In November, voters in Colorado Springs voted against a measure that would triple the city’s property taxes, and as a result, local government has begun to issue many painful cuts in services. The city was the birthplace of the nation’s most restrictive Tax and Expenditure Limit, so it is no surprise that residents were not in favor of the steep increase.
Colorado’s Tax Payer’s Bill of Rights (TABOR) prevents the state and municipalities from raising taxes without voter consent. The issue of whether state-level TELs should limit home rule by constraining local spending is controversial, but as the law stands it undeniably gives voters control of budgeting.
The official reaction to this vote has been ugly. Budget officials seem to be punishing their constituents for their fiscal preferences by shooting the cocker spaniel, as their Boston counterparts threatened. The expression refers to politicians who generally threaten to take away valued services, but in this case they are following through. Colorado Springs politicians are choosing to make the necessary budget cuts by turning off street lights, cutting park budgets, and even removing city trash cans, in what seems to be an effort to anger residents rather than make the most efficient cuts possible.

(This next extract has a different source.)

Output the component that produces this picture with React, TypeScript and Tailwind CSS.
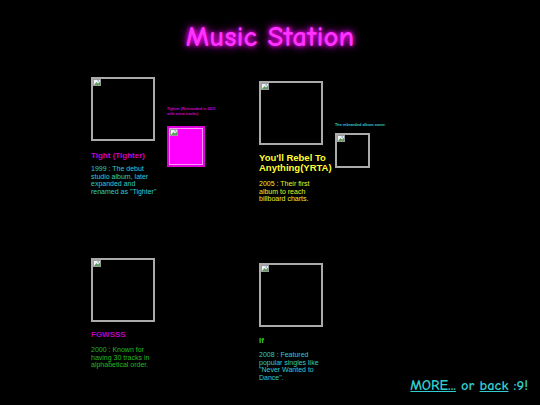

Marketplace’s Kai Ryssdal interviews a resident on the issue:
“They’re going for the things that are easy to cut rather than the things that are hard to cut. And the things that are hard to cut deal with human beings and personnel.”
Fowler says the city needs to look much harder at pay-cuts and lay-offs. But city officials have decided that its employees shouldn’t take pay cuts just because residents want to keep taxes low. So instead, Parks and Recreation took a big hit. That department’s budget was recently slashed by 75 percent.
Perhaps these extreme, if inefficient, measures in Colorado Springs will lead voters to pass a tax increase in the next election. Or these budget-cutting tactics could end the careers of incumbent politicians.